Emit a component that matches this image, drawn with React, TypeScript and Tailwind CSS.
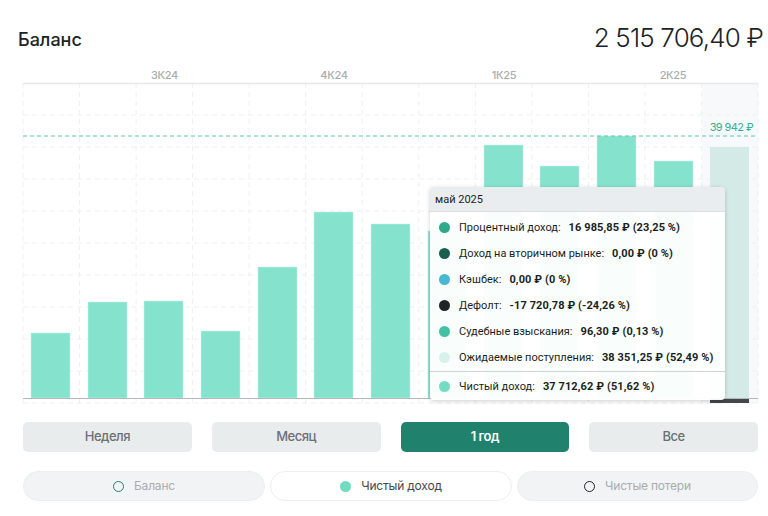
const columns = Array.from({ length: 14 }, (_, i) => 23 + i * 56.54);
const rows = Array.from({ length: 10 }, (_, i) => 115 + i * 32);

const bars = [
  { x: 31, top: 333 },
  { x: 88, top: 302 },
  { x: 144, top: 301 },
  { x: 201, top: 331 },
  { x: 258, top: 267 },
  { x: 314, top: 212 },
  { x: 371, top: 224 },
  { x: 428, top: 231 },
  { x: 484, top: 145 },
  { x: 540, top: 166 },
  { x: 597, top: 136 },
  { x: 654, top: 161 },
];

const quarters = [
  { x: 164.5, label: "3К24" },
  { x: 334, label: "4К24" },
  { x: 504, label: "1К25" },
  { x: 673, label: "2К25" },
];

const tooltipRows = [
  { color: "bg-[#2fa98c]", label: "Процентный доход:", value: "16 985,85 ₽ (23,25 %)" },
  { color: "bg-[#1b5e50]", label: "Доход на вторичном рынке:", value: "0,00 ₽ (0 %)" },
  { color: "bg-[#49b8d3]", label: "Кэшбек:", value: "0,00 ₽ (0 %)" },
  { color: "bg-[#202325]", label: "Дефолт:", value: "-17 720,78 ₽ (-24,26 %)" },
  { color: "bg-[#45c0a5]", label: "Судебные взыскания:", value: "96,30 ₽ (0,13 %)" },
  { color: "bg-[#d9f1eb]", label: "Ожидаемые поступления:", value: "38 351,25 ₽ (52,49 %)" },
];

const periods = ["Неделя", "Месяц", "1 год", "Все"];

function Chart() {
  return (
    <svg width="768" height="350" viewBox="0 60 768 350" className="block">
      <rect x="702" y="83" width="56" height="320" fill="#f8f9fb" />
      {columns.map((x) => (
        <line key={x} x1={x} x2={x} y1="83" y2="403" stroke="#eef0f1" strokeWidth="1" strokeDasharray="5 4" />
      ))}
      {rows.map((y) => (
        <line key={y} x1="23" x2="758" y1={y} y2={y} stroke="#eef0f1" strokeWidth="1" strokeDasharray="5 4" />
      ))}
      <line x1="23" x2="758" y1="83.5" y2="83.5" stroke="#e6e7e8" strokeWidth="1.5" />
      {quarters.map((q) => (
        <text key={q.label} x={q.x} y="79" textAnchor="middle" fontSize="11" fontWeight="500" letterSpacing="-0.3" fill="#a9adb0">
          {q.label}
        </text>
      ))}
      {bars.map((b) => (
        <rect key={b.x} x={b.x} y={b.top} width="39" height={398 - b.top} fill="#85e2cc" stroke="#c6f1e6" strokeWidth="0.5" />
      ))}
      <rect x="710" y="147" width="39" height="252" fill="#d3eae6" />
      <rect x="710" y="399" width="39" height="4" fill="#444648" />
      <line x1="23" x2="758" y1="398.5" y2="398.5" stroke="#b4b8bc" strokeWidth="1" />
      <line x1="23" x2="758" y1="136" y2="136" stroke="#52c9ad" strokeWidth="1" strokeDasharray="4 3" />
      <text x="753" y="131" textAnchor="end" fontSize="11" letterSpacing="-0.6" fill="#33b095">
        39 942 ₽
      </text>
    </svg>
  );
}

function Tooltip() {
  return (
    <div className="absolute left-[430px] top-[127px] w-[295px] rounded-[4px] bg-white/95 shadow-[0_1px_4px_rgba(0,0,0,0.2)] font-['Roboto',sans-serif] text-[11px] text-[#1c1f21]">
      <div className="flex h-[25px] items-center rounded-t-[4px] border-b border-[#dcdfe1] bg-[#eaedef] pl-[5px] pt-[2px]">май 2025</div>
      <div className="flex flex-col pt-[2px]">
        {tooltipRows.map((r) => (
          <div key={r.label} className="flex h-[26px] items-center pl-[9px]">
            <span className={`mr-[10px] h-[11px] w-[11px] shrink-0 rounded-full ${r.color}`} />
            <div className="-ml-px pt-[2px]">
              <span className="mr-2">{r.label}</span>
              <b className="font-bold tracking-[0.1px]">{r.value}</b>
            </div>
          </div>
        ))}
      </div>
      <div className="mt-[1px] flex h-[29px] items-center border-t border-[#cfd3d5] pl-[9px]">
        <span className="mr-[10px] h-[11px] w-[11px] shrink-0 rounded-full bg-[#74dcc3]" />
        <div className="-ml-px pt-[2px]">
          <span className="mr-2">Чистый доход:</span>
          <b className="font-bold tracking-[0.1px]">37 712,62 ₽ (51,62 %)</b>
        </div>
      </div>
    </div>
  );
}

export default function App() {
  return (
    <div className="h-[516px] w-[768px] overflow-hidden bg-white font-['Inter',sans-serif]">
      <div className="flex h-[60px] items-end justify-between pl-[18px] pr-[5px]">
        <h1 className="mb-[9px] text-[18px] font-medium leading-[22px] text-[#202325]">Баланс</h1>
        <div className="mb-[6px] text-[26px] font-light leading-[32px] tracking-[-0.85px] text-[#202325]">2 515 706,40 ₽</div>
      </div>
      <div className="relative h-[350px]">
        <Chart />
        <Tooltip />
      </div>
      <div className="mt-[12px] grid grid-cols-4 gap-5 pl-[23px] pr-[10px]">
        {periods.map((p) => (
          <button
            key={p}
            className={
              p === "1 год"
                ? "h-[30px] rounded-[5px] bg-[#20826c] text-[13px] font-semibold tracking-[-0.5px] text-white"
                : "h-[30px] rounded-[5px] bg-[#e9eced] text-[13px] font-medium tracking-[-0.5px] text-[#6b7075]"
            }
          >
            {p}
          </button>
        ))}
      </div>
      <div className="mt-[19px] flex gap-[5px] pl-[23px] pr-[10px] text-[12px] tracking-[-0.2px]">
        <div className="flex h-[30px] w-[242px] items-center justify-center gap-[10px] rounded-[15px] border border-[#eceef0] bg-[#f1f3f5] text-[#a9adb0]">
          <span className="h-[11px] w-[11px] rounded-full border-[1.5px] border-[#20826c]" />
          Баланс
        </div>
        <div className="flex h-[30px] w-[242px] items-center justify-center gap-[10px] rounded-[15px] border border-[#eceef0] bg-white text-[#44484c]">
          <span className="h-[11px] w-[11px] rounded-full bg-[#6fdcc0]" />
          Чистый доход
        </div>
        <div className="flex h-[30px] w-[241px] items-center justify-center gap-[10px] rounded-[15px] border border-[#eceef0] bg-[#f1f3f5] text-[#a9adb0]">
          <span className="h-[11px] w-[11px] rounded-full border-[1.5px] border-[#202325]" />
          Чистые потери
        </div>
      </div>
    </div>
  );
}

◆ ◆ ◆ ◆ ◆

▶ WHAT TO PRODUCE
Copy nothing but the lines from the top of the data down to the line containing "115 + i * 32);", and leave the pictures out.

▶ OUTPUT OF THE TASK
Emit a component that matches this image, drawn with React, TypeScript and Tailwind CSS.
const columns = Array.from({ length: 14 }, (_, i) => 23 + i * 56.54);
const rows = Array.from({ length: 10 }, (_, i) => 115 + i * 32);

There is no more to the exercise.